I’d also like to incorporate some sound into it as well, but to what capacity yet, I’m unsure. Also, I haven’t done anything with sound too tough before, so it could add an interesting dynamic to the work. I’m thinking UK Rap and Gospel music, as music can often be a safe space for Black people, especially these two.



My original draft, drawn on some scrap paper at the pub.


With genres like jazz and blues, musical instruments are often required, and as a result, the existence of Black people in these genres has decreased. If the people who sell and make the instruments decide to make them more expensive, Black people, who tend to be disadvantaged (due to living in a white space with an anti-black history [and present]), will no longer be able to afford them, and so the genre will be appropriated by those who can afford them. This doesn’t happen in the same way with Gospel and Rap, because ultimately, you don’t need instruments, just your voice.

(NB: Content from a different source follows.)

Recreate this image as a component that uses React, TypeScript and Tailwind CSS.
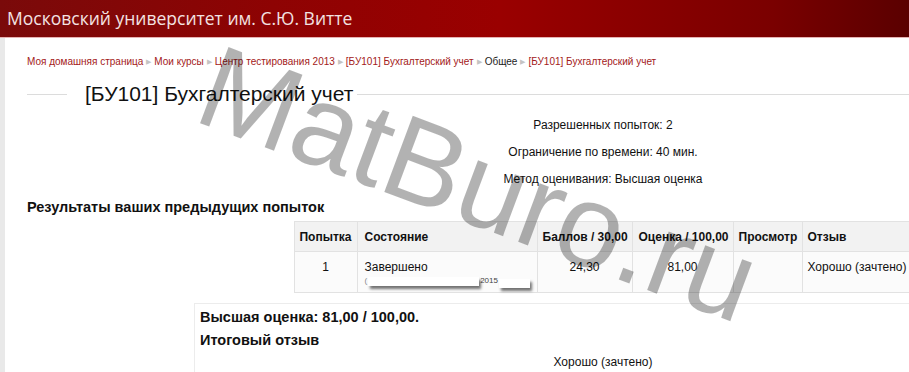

I know a few church choirs and corrals who may be interested in recording a hymn in the Creative Commons, and a few Birmingham-based rappers who might lend their music too. But even as I type, it does feel a little complicated for a project with a quick turnaround.


As for the portraits, I’ll probably use my nifty-fifty and some arris, and take the pictures in a studio with a blank black wall (further representing the Black space). I don’t really want to use flash heads because I am the entire crew, and I don’t want to keep adjusting the shot blindly. I also don’t want to just leave the flash heads on cause I might mash them up. The arris will heat up quickly, but otherwise, I prefer them.

I’m hoping it’ll look a bit like ‘Existentialism’.